(What the exercise asks)
Wherever the word "screenshot" shows up in a line, please copy that line.

(Dataset content)
───

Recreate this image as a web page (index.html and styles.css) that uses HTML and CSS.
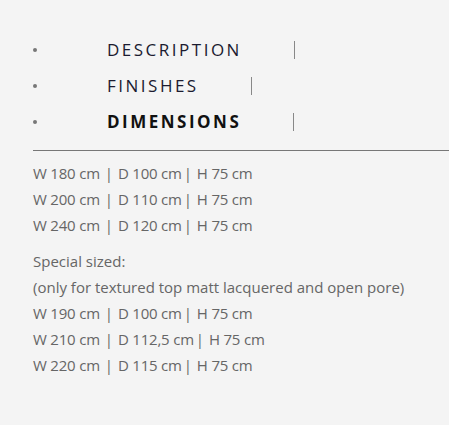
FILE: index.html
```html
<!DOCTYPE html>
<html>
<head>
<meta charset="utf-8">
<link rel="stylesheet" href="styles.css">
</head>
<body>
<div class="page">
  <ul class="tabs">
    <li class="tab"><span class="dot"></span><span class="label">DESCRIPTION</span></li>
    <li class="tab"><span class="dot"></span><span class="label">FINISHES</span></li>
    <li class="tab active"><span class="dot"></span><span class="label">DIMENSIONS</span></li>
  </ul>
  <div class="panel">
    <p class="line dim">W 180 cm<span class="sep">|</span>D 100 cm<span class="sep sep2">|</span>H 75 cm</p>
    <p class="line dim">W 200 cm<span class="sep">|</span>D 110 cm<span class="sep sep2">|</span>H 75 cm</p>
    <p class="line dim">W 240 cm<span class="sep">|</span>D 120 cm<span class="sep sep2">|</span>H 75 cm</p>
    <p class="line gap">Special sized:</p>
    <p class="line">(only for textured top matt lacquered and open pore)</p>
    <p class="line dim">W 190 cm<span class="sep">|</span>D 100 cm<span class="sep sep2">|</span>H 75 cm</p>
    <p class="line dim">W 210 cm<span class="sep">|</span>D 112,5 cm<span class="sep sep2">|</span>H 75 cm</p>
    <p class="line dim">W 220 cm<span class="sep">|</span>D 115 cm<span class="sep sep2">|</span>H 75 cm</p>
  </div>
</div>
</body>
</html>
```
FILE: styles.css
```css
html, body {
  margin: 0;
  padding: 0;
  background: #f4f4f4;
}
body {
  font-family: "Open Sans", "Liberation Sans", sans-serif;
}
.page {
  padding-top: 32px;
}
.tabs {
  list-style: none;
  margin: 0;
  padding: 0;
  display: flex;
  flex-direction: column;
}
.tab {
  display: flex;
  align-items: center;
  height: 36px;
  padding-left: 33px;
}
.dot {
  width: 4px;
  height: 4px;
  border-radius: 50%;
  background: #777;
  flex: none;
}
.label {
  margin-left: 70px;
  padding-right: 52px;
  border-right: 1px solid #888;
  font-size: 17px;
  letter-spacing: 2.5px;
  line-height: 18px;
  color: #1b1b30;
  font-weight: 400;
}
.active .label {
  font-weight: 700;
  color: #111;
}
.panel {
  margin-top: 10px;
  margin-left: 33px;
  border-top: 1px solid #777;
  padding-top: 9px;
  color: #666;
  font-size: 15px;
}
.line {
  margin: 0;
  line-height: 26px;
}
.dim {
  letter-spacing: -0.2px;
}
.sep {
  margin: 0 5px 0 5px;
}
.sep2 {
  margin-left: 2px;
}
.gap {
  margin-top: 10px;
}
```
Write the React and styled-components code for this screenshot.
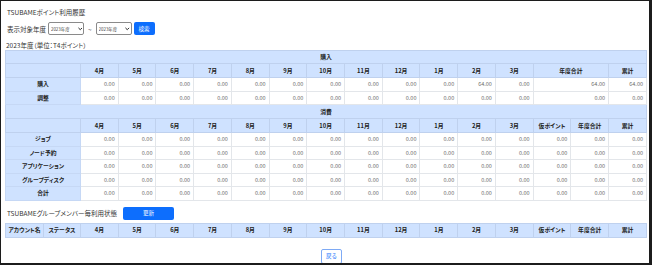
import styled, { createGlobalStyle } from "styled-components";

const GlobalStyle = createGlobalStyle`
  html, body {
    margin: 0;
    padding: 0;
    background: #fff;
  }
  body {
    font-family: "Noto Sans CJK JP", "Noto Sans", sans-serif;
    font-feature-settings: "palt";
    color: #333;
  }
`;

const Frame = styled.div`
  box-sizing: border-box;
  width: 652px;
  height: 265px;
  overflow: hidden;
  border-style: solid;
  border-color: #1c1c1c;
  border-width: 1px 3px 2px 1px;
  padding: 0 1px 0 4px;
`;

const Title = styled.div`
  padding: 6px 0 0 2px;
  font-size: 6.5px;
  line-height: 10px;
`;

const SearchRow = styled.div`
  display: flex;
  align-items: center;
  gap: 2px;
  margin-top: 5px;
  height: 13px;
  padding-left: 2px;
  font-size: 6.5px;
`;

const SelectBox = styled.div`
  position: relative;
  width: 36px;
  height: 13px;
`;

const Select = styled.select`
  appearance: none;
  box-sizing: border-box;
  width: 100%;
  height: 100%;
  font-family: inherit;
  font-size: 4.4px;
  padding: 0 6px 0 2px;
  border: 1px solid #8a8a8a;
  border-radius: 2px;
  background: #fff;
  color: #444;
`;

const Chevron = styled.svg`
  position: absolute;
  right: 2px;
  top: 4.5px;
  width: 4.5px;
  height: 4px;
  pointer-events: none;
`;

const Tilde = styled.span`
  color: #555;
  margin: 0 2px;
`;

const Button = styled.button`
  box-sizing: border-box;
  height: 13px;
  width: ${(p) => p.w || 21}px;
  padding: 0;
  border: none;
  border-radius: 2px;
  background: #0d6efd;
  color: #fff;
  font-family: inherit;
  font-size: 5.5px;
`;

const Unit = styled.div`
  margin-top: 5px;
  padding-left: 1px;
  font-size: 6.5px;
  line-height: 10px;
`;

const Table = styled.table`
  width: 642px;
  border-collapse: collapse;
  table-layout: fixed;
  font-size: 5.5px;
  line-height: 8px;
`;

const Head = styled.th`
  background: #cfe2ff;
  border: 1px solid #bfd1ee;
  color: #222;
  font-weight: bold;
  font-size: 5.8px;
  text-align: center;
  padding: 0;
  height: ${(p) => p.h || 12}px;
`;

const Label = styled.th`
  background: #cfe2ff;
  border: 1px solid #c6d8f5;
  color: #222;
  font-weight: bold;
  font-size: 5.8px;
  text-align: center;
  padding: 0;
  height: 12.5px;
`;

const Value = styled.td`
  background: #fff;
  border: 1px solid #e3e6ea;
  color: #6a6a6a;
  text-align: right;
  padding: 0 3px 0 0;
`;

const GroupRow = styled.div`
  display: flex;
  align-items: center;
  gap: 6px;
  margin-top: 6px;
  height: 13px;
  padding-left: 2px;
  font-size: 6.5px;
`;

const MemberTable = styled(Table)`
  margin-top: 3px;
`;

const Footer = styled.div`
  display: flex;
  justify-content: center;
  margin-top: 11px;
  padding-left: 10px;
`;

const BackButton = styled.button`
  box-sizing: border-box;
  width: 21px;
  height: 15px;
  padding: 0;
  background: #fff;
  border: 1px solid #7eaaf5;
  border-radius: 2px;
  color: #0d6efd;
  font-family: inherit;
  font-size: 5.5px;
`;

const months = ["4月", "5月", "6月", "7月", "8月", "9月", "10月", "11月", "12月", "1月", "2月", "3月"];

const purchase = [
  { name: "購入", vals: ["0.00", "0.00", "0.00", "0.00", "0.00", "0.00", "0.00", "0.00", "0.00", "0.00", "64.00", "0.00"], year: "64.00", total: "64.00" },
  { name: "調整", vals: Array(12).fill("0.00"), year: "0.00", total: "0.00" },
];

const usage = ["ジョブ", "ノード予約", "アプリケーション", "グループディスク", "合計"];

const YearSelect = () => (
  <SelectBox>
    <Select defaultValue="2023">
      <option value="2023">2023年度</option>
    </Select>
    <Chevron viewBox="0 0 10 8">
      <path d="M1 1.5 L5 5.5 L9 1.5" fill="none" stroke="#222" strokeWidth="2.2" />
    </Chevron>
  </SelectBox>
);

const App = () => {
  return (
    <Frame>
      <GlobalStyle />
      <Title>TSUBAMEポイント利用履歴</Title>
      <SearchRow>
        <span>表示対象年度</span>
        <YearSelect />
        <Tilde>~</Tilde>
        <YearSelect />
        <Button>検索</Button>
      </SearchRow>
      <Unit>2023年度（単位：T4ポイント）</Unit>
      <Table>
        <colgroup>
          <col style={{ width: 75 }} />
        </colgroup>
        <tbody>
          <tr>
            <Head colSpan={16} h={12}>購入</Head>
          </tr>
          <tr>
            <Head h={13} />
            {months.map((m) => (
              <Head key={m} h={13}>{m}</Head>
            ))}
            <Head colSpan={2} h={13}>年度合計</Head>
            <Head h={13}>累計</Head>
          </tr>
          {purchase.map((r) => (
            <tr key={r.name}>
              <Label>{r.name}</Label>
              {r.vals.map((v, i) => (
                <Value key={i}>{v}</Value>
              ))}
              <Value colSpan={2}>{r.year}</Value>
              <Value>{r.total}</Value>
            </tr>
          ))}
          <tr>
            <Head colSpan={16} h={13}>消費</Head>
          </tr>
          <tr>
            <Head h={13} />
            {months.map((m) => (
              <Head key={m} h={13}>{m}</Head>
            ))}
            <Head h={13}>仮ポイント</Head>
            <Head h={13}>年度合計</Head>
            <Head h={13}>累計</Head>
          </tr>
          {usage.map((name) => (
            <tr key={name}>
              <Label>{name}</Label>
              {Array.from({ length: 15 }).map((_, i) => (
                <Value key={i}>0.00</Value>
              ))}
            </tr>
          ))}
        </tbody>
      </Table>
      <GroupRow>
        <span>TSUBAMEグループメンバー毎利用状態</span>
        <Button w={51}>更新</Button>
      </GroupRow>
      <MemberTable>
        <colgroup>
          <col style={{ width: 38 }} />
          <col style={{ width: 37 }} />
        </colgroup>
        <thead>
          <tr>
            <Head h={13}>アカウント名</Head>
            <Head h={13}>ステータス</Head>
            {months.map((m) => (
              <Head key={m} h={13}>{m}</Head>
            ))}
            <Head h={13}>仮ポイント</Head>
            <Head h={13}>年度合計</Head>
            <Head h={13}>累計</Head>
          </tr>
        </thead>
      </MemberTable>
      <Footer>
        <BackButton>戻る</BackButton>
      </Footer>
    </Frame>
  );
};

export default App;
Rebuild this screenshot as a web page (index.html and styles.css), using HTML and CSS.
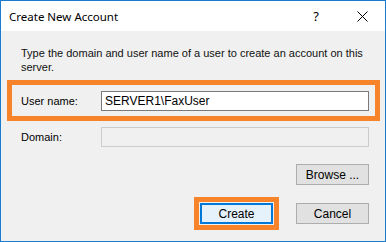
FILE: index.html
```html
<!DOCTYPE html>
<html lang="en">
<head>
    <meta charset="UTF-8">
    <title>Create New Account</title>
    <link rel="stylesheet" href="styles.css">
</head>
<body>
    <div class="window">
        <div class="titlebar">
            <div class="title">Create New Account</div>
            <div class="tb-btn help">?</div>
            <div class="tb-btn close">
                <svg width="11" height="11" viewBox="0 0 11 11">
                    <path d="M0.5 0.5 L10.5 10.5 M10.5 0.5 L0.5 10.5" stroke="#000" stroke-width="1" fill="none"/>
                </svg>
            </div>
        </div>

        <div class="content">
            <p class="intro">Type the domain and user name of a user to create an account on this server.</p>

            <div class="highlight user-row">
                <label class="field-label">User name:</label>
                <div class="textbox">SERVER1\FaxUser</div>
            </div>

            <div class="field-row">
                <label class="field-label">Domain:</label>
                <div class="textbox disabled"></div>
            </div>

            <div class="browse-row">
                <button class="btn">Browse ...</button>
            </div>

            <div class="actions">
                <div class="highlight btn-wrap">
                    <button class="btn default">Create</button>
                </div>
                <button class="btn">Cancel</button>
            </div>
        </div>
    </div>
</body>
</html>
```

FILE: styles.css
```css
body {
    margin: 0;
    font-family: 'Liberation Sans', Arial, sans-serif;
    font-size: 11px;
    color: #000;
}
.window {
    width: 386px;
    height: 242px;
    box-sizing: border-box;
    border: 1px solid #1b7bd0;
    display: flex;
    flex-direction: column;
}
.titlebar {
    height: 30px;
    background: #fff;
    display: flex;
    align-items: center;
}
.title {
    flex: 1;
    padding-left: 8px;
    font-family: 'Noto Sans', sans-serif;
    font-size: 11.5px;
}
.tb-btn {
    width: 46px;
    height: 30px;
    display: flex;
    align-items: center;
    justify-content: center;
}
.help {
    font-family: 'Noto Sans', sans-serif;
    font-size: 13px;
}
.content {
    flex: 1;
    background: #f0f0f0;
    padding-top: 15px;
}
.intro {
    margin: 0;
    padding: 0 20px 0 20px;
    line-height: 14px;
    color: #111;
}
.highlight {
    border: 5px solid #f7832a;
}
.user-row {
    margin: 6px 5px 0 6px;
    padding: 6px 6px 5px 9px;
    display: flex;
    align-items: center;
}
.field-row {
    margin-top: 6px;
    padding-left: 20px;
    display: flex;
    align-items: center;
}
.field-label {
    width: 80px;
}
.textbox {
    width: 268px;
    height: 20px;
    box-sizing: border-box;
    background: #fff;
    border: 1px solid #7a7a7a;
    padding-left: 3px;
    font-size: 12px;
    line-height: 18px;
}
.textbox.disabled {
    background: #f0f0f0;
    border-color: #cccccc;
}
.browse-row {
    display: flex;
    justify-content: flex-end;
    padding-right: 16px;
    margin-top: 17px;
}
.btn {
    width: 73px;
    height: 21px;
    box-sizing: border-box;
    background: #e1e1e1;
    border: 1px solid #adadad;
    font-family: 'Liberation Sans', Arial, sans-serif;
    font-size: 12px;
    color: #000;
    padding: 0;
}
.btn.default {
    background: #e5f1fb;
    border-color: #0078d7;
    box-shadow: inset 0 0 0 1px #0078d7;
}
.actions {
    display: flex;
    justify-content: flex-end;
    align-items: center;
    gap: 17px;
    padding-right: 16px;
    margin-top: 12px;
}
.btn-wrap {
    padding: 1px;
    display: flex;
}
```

───

(Solved exercise)
Write the React and styled-components code for this screenshot.
Rebuild this screenshot as a web page (index.html and styles.css), using HTML and CSS.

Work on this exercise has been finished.